■ Exercise
Only a number is wanted. Count the lines holding the string "styles".

■ Information shown
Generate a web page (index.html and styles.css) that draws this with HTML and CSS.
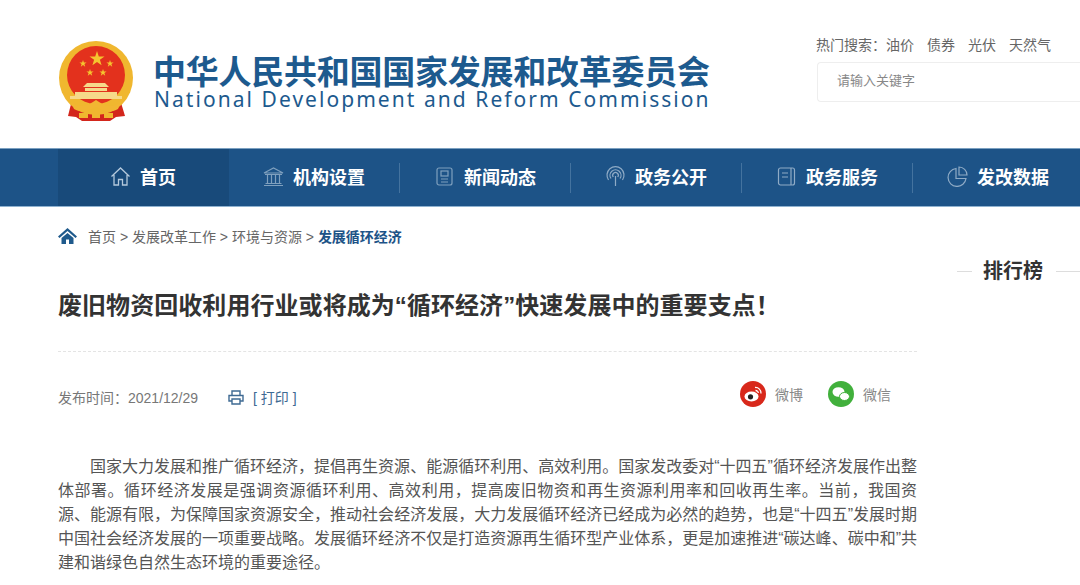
FILE: index.html
```html
<!DOCTYPE html>
<html lang="zh-CN">
<head>
    <meta charset="UTF-8">
    <title>废旧物资回收利用行业或将成为“循环经济”快速发展中的重要支点！</title>
    <link rel="stylesheet" href="styles.css">
</head>
<body>
    <header class="header">
        <div class="logo">
            <svg class="emblem" width="76" height="82" viewBox="0 0 76 82">
                <path d="M15 56 L10 76 L18 77 L24 81 L52 81 L58 77 L67 76 L61 56 Z" fill="#d3261c"/>
                <circle cx="38" cy="38" r="37" fill="#f0b72f"/>
                <circle cx="38" cy="35" r="29" fill="#e3311d"/>
                <path d="M39 11l1.800 5.400h5.700l-4.600 3.400 1.700 5.500-4.600-3.400-4.600 3.400 1.700-5.500-4.600-3.400h5.700z" fill="#f5c52f"/>
                <path d="M25 20l.9 2.500h2.700l-2.200 1.600.8 2.600-2.200-1.600-2.200 1.600.8-2.600-2.200-1.600h2.700z" fill="#f5c52f"/>
                <path d="M52 20l.9 2.500h2.700l-2.200 1.600.8 2.600-2.200-1.600-2.200 1.600.8-2.600-2.200-1.600h2.700z" fill="#f5c52f"/>
                <path d="M32 29l.9 2.500h2.700l-2.200 1.600.8 2.600-2.200-1.600-2.200 1.600.8-2.600-2.200-1.600h2.700z" fill="#f5c52f"/>
                <path d="M45 29l.9 2.500h2.700l-2.200 1.600.8 2.600-2.200-1.600-2.200 1.600.8-2.600-2.200-1.600h2.700z" fill="#f5c52f"/>
                <path d="M29 43h18l4 4H25zM27 48h22v3H27zM17 52h42v4H17zM12 56h52v3H12z" fill="#f6d98a"/>
                <path d="M12 60 C20 70 30 66 38 60 C46 66 56 70 64 60 L60 69 C52 74 44 70 38 67 C32 70 24 74 16 69 Z" fill="#f2b632"/>
                <path d="M21 73h9v5h-9zM34 72h8v6h-8zM46 73h9v5h-9z" fill="#f0b72f"/>
            </svg>
            <div class="logo-text">
                <div class="logo-cn">中华人民共和国国家发展和改革委员会</div>
                <div class="logo-en">National Development and Reform Commission</div>
            </div>
        </div>
        <div class="search">
            <div class="hot">
                <span>热门搜索：油价</span>
                <span>债券</span>
                <span>光伏</span>
                <span>天然气</span>
            </div>
            <div class="search-box">请输入关键字</div>
        </div>
    </header>

    <nav class="nav">
        <a class="nav-item active">
            <svg width="21" height="21" viewBox="0 0 21 21" fill="none" stroke="#b4c9dc" stroke-width="1.300">
                <path d="M1.500 10.500 L10.500 2 L19.500 10.500 M4 9 V19 H8.500 V13.500 H12.500 V19 H17 V9"/>
            </svg>
            首页
        </a>
        <a class="nav-item">
            <svg width="21" height="21" viewBox="0 0 21 21" fill="none" stroke="#7fa0be" stroke-width="1.200">
                <path d="M1 7 L10.500 2 L20 7 Z M2 8.500 H19 M4.500 9 V17 M8.500 9 V17 M12.500 9 V17 M16.500 9 V17 M2.500 17.500 H18.500 M1 19.500 H20"/>
            </svg>
            机构设置
        </a>
        <a class="nav-item">
            <svg width="21" height="21" viewBox="0 0 21 21" fill="none" stroke="#7fa0be" stroke-width="1.200">
                <rect x="3" y="2" width="15" height="17" rx="2"/>
                <rect x="7" y="5" width="7" height="5"/>
                <path d="M7 13 H14 M7 16 H14"/>
            </svg>
            新闻动态
        </a>
        <a class="nav-item">
            <svg width="21" height="21" viewBox="0 0 21 21" fill="none" stroke="#8fabc6" stroke-width="1.200">
                <path d="M3.500 14 A8.500 8.500 0 1 1 17.500 14 M6 12.500 A5.500 5.500 0 1 1 15 12.500 M8.300 11 A2.800 2.800 0 1 1 12.700 11 M10.500 10 V20"/>
            </svg>
            政务公开
        </a>
        <a class="nav-item">
            <svg width="21" height="21" viewBox="0 0 21 21" fill="none" stroke="#8fabc6" stroke-width="1.200">
                <rect x="2.500" y="2" width="16" height="17" rx="2"/>
                <path d="M6 7 H12 M6 11 H12 M15 2 V19"/>
            </svg>
            政务服务
        </a>
        <a class="nav-item">
            <svg width="21" height="21" viewBox="0 0 21 21" fill="none" stroke="#8fabc6" stroke-width="1.200">
                <path d="M9 2.500 A9 9 0 1 0 19 12.500 H9 Z"/>
                <path d="M12 1 A8 8 0 0 1 20 9 H12 Z"/>
            </svg>
            发改数据
        </a>
    </nav>

    <div class="main">
        <div class="article">
            <div class="crumb">
                <svg width="19" height="16" viewBox="0 0 19 16">
                    <path d="M9.500 0 L19 8.500 L17.500 10 L9.500 3 L1.500 10 L0 8.500 Z M3.500 10 L9.500 5 L15.500 10 V16 H11 V11.500 H8 V16 H3.500 Z" fill="#1f5a8c"/>
                </svg>
                <span class="crumb-links">首页 &gt; 发展改革工作 &gt; 环境与资源 &gt; <b>发展循环经济</b></span>
            </div>
            <h1 class="title">废旧物资回收利用行业或将成为“循环经济”快速发展中的重要支点！</h1>
            <div class="meta">
                <span class="date">发布时间：2021/12/29</span>
                <span class="print">
                    <svg width="16" height="15" viewBox="0 0 16 15" fill="none" stroke="#3e6a93" stroke-width="1.400">
                        <path d="M4 5 V1 H12 V5 M3.500 11 H1 V5.500 H15 V11 H12.500 M4 9 H12 V14 H4 Z"/>
                    </svg>
                    [ 打印 ]
                </span>
                <span class="share">
                    <span class="share-item">
                        <svg width="26" height="26" viewBox="0 0 26 26">
                            <circle cx="13" cy="13" r="13" fill="#d8281b"/>
                            <ellipse cx="11.500" cy="15.500" rx="7" ry="5" fill="#fff"/>
                            <circle cx="10.500" cy="15.800" r="2.600" fill="#222"/>
                            <path d="M15 6.500 A5.500 5.500 0 0 1 21 12.500 M15.500 9.500 A2.600 2.600 0 0 1 18.300 12" fill="none" stroke="#fff" stroke-width="1.300"/>
                        </svg>
                        微博
                    </span>
                    <span class="share-item">
                        <svg width="26" height="26" viewBox="0 0 26 26">
                            <circle cx="13" cy="13" r="13" fill="#41b03c"/>
                            <ellipse cx="10.500" cy="11" rx="6" ry="4.800" fill="#fff"/>
                            <ellipse cx="16.500" cy="15.500" rx="5" ry="4" fill="#fff" stroke="#41b03c"/>
                        </svg>
                        微信
                    </span>
                </span>
            </div>
            <p class="content">国家大力发展和推广循环经济，提倡再生资源、能源循环利用、高效利用。国家发改委对“十四五”循环经济发展作出整体部署。循环经济发展是强调资源循环利用、高效利用，提高废旧物资和再生资源利用率和回收再生率。当前，我国资源、能源有限，为保障国家资源安全，推动社会经济发展，大力发展循环经济已经成为必然的趋势，也是“十四五”发展时期中国社会经济发展的一项重要战略。发展循环经济不仅是打造资源再生循环型产业体系，更是加速推进“碳达峰、碳中和”共建和谐绿色自然生态环境的重要途径。</p>
        </div>
        <aside class="side">
            <div class="side-title"><span>排行榜</span></div>
        </aside>
    </div>
</body>
</html>
```

FILE: styles.css
```css
body {
    font-family: "Liberation Sans", "Noto Sans CJK SC", sans-serif;
    background-color: #fff;
    color: #555;
    margin: 0;
    padding: 0;
    width: 1080px;
    height: 585px;
    overflow: hidden;
}

.header {
    height: 148px;
    display: flex;
    justify-content: space-between;
    padding-left: 58px;
    box-sizing: border-box;
}

.logo {
    display: flex;
    align-items: flex-start;
    padding-top: 40px;
}

.emblem {
    flex-shrink: 0;
}

.logo-text {
    margin-left: 19px;
    margin-top: 17px;
    color: #1d5a8e;
}

.logo-cn {
    font-size: 33px;
    line-height: 32px;
    letter-spacing: -0.25px;
    font-weight: bold;
    white-space: nowrap;
}

.logo-en {
    font-family: "Noto Sans", sans-serif;
    font-size: 21px;
    line-height: 20px;
    letter-spacing: 2.05px;
    margin-left: 1px;
    white-space: nowrap;
}

.search {
    width: 264px;
    padding-top: 36px;
    flex-shrink: 0;
}

.hot {
    display: flex;
    gap: 13px;
    font-size: 14px;
    line-height: 18px;
    color: #666;
    white-space: nowrap;
}

.search-box {
    margin-top: 8px;
    margin-left: 1px;
    height: 38px;
    line-height: 36px;
    padding-left: 19px;
    border: 1px solid #eee;
    border-right: none;
    border-radius: 4px 0 0 4px;
    font-size: 13px;
    color: #888;
}

.nav {
    height: 59px;
    box-sizing: border-box;
    padding-left: 58px;
    display: flex;
    background-color: #1d5387;
    border-top: 1px solid #7ba0c0;
    border-bottom: 1px solid #8fb2d0;
}

.nav-item {
    width: 171px;
    flex-shrink: 0;
    display: flex;
    align-items: center;
    justify-content: center;
    gap: 9px;
    padding-right: 1px;
    padding-bottom: 3px;
    box-sizing: border-box;
    font-size: 18px;
    font-weight: bold;
    color: #fff;
    position: relative;
}

/* short divider between the tabs */
.nav-item + .nav-item + .nav-item::before {
    content: "";
    position: absolute;
    left: -1px;
    top: 14px;
    height: 30px;
    width: 1px;
    background-color: #44739f;
}

.active {
    background-color: #184a7a;
}

.main {
    display: flex;
    padding-left: 58px;
}

.article {
    width: 859px;
    flex-shrink: 0;
}

.crumb {
    display: flex;
    align-items: center;
    gap: 11px;
    height: 58px;
    font-size: 14px;
    color: #666;
    white-space: nowrap;
}

.crumb-links b {
    color: #1d5387;
}

.title {
    margin: 0;
    padding-top: 11px;
    height: 75px;
    border-bottom: 1px dashed #e4e4e4;
    font-size: 24px;
    line-height: 60px;
    letter-spacing: 0.06px;
    color: #333;
    white-space: nowrap;
}

.meta {
    display: flex;
    align-items: center;
    height: 88px;
    font-size: 14px;
    color: #777;
    margin-top: 1px;
}

.print {
    display: flex;
    align-items: center;
    gap: 9px;
    margin-left: 30px;
    color: #3e6a93;
}

.share {
    display: flex;
    gap: 25px;
    margin-left: auto;
    margin-right: 26px;
    margin-bottom: 6px;
}

.share-item {
    display: flex;
    align-items: center;
    gap: 9px;
    font-size: 14px;
    color: #888;
}

.content {
    margin: 0;
    padding-top: 14px;
    font-size: 16px;
    line-height: 24px;
    text-indent: 2em;
    text-align: justify;
    color: #555;
}

.side {
    margin-left: 40px;
    width: 123px;
    flex-shrink: 0;
}

.side-title {
    margin-top: 50px;
    display: flex;
    align-items: center;
    font-size: 20px;
    font-weight: bold;
    line-height: 28px;
    color: #333;
}

.side-title::before,
.side-title::after {
    content: "";
    height: 1px;
    background-color: #ddd;
}

.side-title::before {
    width: 15px;
    margin-right: 11px;
}

.side-title::after {
    flex: 1;
    margin-left: 13px;
}
```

■ Task output
3